DATASET CONTENT —
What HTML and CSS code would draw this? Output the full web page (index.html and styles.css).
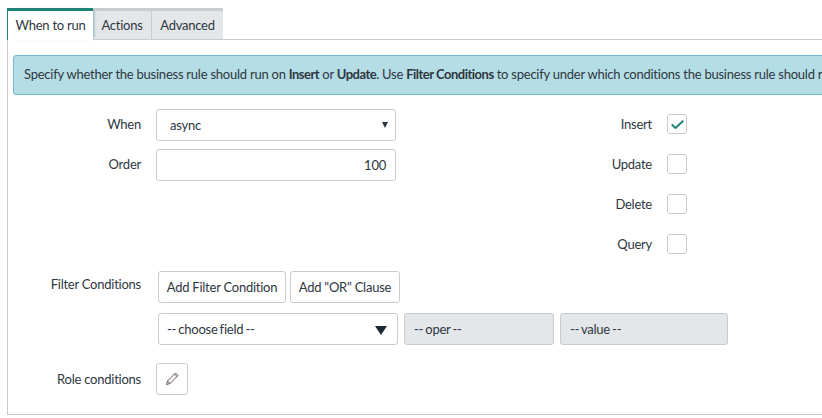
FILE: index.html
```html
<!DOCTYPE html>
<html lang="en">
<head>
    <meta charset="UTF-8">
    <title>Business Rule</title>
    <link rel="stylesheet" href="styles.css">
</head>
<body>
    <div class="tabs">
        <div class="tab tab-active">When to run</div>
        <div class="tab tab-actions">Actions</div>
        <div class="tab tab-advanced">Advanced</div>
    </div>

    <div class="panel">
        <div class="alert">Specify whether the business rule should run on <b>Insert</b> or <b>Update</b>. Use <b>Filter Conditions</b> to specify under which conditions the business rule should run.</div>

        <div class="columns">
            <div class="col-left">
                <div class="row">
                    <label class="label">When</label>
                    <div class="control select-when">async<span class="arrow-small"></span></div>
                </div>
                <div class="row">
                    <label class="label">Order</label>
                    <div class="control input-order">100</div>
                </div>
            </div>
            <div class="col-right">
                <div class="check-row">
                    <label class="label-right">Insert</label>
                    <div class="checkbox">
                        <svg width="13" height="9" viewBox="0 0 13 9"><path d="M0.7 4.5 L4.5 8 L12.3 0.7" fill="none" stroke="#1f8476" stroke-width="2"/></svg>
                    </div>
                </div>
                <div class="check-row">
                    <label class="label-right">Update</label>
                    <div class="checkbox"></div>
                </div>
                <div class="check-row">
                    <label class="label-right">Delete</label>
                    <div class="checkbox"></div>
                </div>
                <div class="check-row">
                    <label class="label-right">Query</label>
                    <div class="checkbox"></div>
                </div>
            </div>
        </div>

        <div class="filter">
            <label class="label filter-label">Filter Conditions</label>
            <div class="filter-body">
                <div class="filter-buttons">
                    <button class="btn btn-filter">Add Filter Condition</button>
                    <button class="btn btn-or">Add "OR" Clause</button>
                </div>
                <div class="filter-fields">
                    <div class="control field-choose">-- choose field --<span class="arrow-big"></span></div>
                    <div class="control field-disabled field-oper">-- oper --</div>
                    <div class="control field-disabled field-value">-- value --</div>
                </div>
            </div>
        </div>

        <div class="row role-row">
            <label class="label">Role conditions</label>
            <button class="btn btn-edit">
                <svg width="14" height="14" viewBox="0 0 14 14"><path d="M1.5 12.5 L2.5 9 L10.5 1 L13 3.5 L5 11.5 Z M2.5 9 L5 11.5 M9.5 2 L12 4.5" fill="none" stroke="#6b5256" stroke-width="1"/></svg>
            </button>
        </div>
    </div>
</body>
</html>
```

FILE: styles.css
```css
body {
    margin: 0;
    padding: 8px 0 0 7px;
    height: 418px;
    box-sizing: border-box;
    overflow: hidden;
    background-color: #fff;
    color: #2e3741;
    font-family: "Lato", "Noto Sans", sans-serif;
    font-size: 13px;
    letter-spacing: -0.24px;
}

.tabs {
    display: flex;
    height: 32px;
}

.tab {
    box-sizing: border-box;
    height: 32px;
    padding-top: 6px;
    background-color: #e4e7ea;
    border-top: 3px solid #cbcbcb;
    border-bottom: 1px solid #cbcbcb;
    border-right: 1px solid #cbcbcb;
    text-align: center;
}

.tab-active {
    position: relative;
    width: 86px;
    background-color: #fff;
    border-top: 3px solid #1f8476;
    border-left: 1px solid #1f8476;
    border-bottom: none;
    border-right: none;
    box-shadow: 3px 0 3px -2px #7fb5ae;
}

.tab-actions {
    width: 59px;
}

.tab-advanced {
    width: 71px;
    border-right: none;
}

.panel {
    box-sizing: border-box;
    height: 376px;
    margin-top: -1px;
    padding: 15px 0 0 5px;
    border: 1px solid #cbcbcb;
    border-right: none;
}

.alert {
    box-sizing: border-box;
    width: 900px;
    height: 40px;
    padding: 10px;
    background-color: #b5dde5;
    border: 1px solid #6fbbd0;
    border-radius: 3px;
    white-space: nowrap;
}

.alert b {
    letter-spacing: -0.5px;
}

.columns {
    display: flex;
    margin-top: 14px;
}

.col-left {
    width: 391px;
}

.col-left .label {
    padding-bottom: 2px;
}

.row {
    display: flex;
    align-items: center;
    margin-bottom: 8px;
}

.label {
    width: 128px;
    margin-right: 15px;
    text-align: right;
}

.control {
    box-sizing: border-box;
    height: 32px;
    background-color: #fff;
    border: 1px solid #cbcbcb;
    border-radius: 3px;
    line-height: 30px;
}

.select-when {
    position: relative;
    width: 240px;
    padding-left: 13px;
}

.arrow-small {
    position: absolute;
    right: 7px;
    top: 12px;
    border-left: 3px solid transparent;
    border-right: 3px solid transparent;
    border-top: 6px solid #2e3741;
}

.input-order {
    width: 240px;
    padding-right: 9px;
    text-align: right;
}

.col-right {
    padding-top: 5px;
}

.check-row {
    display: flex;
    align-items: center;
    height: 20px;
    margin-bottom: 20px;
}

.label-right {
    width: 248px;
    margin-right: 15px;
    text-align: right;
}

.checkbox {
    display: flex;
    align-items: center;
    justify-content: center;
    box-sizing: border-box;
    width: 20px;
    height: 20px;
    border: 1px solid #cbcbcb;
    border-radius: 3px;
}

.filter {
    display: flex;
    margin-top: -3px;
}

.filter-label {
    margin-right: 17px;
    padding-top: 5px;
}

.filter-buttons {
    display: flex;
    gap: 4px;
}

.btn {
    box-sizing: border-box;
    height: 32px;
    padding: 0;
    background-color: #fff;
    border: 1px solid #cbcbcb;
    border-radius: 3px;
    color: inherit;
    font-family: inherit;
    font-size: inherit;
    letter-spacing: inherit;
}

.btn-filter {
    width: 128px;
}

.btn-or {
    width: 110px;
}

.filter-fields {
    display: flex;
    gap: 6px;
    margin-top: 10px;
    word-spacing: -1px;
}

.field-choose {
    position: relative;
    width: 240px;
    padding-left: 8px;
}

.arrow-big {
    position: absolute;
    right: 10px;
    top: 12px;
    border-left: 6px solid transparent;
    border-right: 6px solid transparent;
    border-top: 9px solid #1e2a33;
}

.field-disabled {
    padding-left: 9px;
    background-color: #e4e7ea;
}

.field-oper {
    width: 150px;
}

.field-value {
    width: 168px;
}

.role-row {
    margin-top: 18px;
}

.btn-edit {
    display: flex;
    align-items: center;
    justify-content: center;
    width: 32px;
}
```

EXERCISE OBJECTIVE — Give all the lines above again, character for character, without pictures.

WRITTEN ANSWER —
What HTML and CSS code would draw this? Output the full web page (index.html and styles.css).
FILE: index.html
```html
<!DOCTYPE html>
<html lang="en">
<head>
    <meta charset="UTF-8">
    <title>Business Rule</title>
    <link rel="stylesheet" href="styles.css">
</head>
<body>
    <div class="tabs">
        <div class="tab tab-active">When to run</div>
        <div class="tab tab-actions">Actions</div>
        <div class="tab tab-advanced">Advanced</div>
    </div>

    <div class="panel">
        <div class="alert">Specify whether the business rule should run on <b>Insert</b> or <b>Update</b>. Use <b>Filter Conditions</b> to specify under which conditions the business rule should run.</div>

        <div class="columns">
            <div class="col-left">
                <div class="row">
                    <label class="label">When</label>
                    <div class="control select-when">async<span class="arrow-small"></span></div>
                </div>
                <div class="row">
                    <label class="label">Order</label>
                    <div class="control input-order">100</div>
                </div>
            </div>
            <div class="col-right">
                <div class="check-row">
                    <label class="label-right">Insert</label>
                    <div class="checkbox">
                        <svg width="13" height="9" viewBox="0 0 13 9"><path d="M0.7 4.5 L4.5 8 L12.3 0.7" fill="none" stroke="#1f8476" stroke-width="2"/></svg>
                    </div>
                </div>
                <div class="check-row">
                    <label class="label-right">Update</label>
                    <div class="checkbox"></div>
                </div>
                <div class="check-row">
                    <label class="label-right">Delete</label>
                    <div class="checkbox"></div>
                </div>
                <div class="check-row">
                    <label class="label-right">Query</label>
                    <div class="checkbox"></div>
                </div>
            </div>
        </div>

        <div class="filter">
            <label class="label filter-label">Filter Conditions</label>
            <div class="filter-body">
                <div class="filter-buttons">
                    <button class="btn btn-filter">Add Filter Condition</button>
                    <button class="btn btn-or">Add "OR" Clause</button>
                </div>
                <div class="filter-fields">
                    <div class="control field-choose">-- choose field --<span class="arrow-big"></span></div>
                    <div class="control field-disabled field-oper">-- oper --</div>
                    <div class="control field-disabled field-value">-- value --</div>
                </div>
            </div>
        </div>

        <div class="row role-row">
            <label class="label">Role conditions</label>
            <button class="btn btn-edit">
                <svg width="14" height="14" viewBox="0 0 14 14"><path d="M1.5 12.5 L2.5 9 L10.5 1 L13 3.5 L5 11.5 Z M2.5 9 L5 11.5 M9.5 2 L12 4.5" fill="none" stroke="#6b5256" stroke-width="1"/></svg>
            </button>
        </div>
    </div>
</body>
</html>
```

FILE: styles.css
```css
body {
    margin: 0;
    padding: 8px 0 0 7px;
    height: 418px;
    box-sizing: border-box;
    overflow: hidden;
    background-color: #fff;
    color: #2e3741;
    font-family: "Lato", "Noto Sans", sans-serif;
    font-size: 13px;
    letter-spacing: -0.24px;
}

.tabs {
    display: flex;
    height: 32px;
}

.tab {
    box-sizing: border-box;
    height: 32px;
    padding-top: 6px;
    background-color: #e4e7ea;
    border-top: 3px solid #cbcbcb;
    border-bottom: 1px solid #cbcbcb;
    border-right: 1px solid #cbcbcb;
    text-align: center;
}

.tab-active {
    position: relative;
    width: 86px;
    background-color: #fff;
    border-top: 3px solid #1f8476;
    border-left: 1px solid #1f8476;
    border-bottom: none;
    border-right: none;
    box-shadow: 3px 0 3px -2px #7fb5ae;
}

.tab-actions {
    width: 59px;
}

.tab-advanced {
    width: 71px;
    border-right: none;
}

.panel {
    box-sizing: border-box;
    height: 376px;
    margin-top: -1px;
    padding: 15px 0 0 5px;
    border: 1px solid #cbcbcb;
    border-right: none;
}

.alert {
    box-sizing: border-box;
    width: 900px;
    height: 40px;
    padding: 10px;
    background-color: #b5dde5;
    border: 1px solid #6fbbd0;
    border-radius: 3px;
    white-space: nowrap;
}

.alert b {
    letter-spacing: -0.5px;
}

.columns {
    display: flex;
    margin-top: 14px;
}

.col-left {
    width: 391px;
}

.col-left .label {
    padding-bottom: 2px;
}

.row {
    display: flex;
    align-items: center;
    margin-bottom: 8px;
}

.label {
    width: 128px;
    margin-right: 15px;
    text-align: right;
}

.control {
    box-sizing: border-box;
    height: 32px;
    background-color: #fff;
    border: 1px solid #cbcbcb;
    border-radius: 3px;
    line-height: 30px;
}

.select-when {
    position: relative;
    width: 240px;
    padding-left: 13px;
}

.arrow-small {
    position: absolute;
    right: 7px;
    top: 12px;
    border-left: 3px solid transparent;
    border-right: 3px solid transparent;
    border-top: 6px solid #2e3741;
}

.input-order {
    width: 240px;
    padding-right: 9px;
    text-align: right;
}

.col-right {
    padding-top: 5px;
}

.check-row {
    display: flex;
    align-items: center;
    height: 20px;
    margin-bottom: 20px;
}

.label-right {
    width: 248px;
    margin-right: 15px;
    text-align: right;
}

.checkbox {
    display: flex;
    align-items: center;
    justify-content: center;
    box-sizing: border-box;
    width: 20px;
    height: 20px;
    border: 1px solid #cbcbcb;
    border-radius: 3px;
}

.filter {
    display: flex;
    margin-top: -3px;
}

.filter-label {
    margin-right: 17px;
    padding-top: 5px;
}

.filter-buttons {
    display: flex;
    gap: 4px;
}

.btn {
    box-sizing: border-box;
    height: 32px;
    padding: 0;
    background-color: #fff;
    border: 1px solid #cbcbcb;
    border-radius: 3px;
    color: inherit;
    font-family: inherit;
    font-size: inherit;
    letter-spacing: inherit;
}

.btn-filter {
    width: 128px;
}

.btn-or {
    width: 110px;
}

.filter-fields {
    display: flex;
    gap: 6px;
    margin-top: 10px;
    word-spacing: -1px;
}

.field-choose {
    position: relative;
    width: 240px;
    padding-left: 8px;
}

.arrow-big {
    position: absolute;
    right: 10px;
    top: 12px;
    border-left: 6px solid transparent;
    border-right: 6px solid transparent;
    border-top: 9px solid #1e2a33;
}

.field-disabled {
    padding-left: 9px;
    background-color: #e4e7ea;
}

.field-oper {
    width: 150px;
}

.field-value {
    width: 168px;
}

.role-row {
    margin-top: 18px;
}

.btn-edit {
    display: flex;
    align-items: center;
    justify-content: center;
    width: 32px;
}
```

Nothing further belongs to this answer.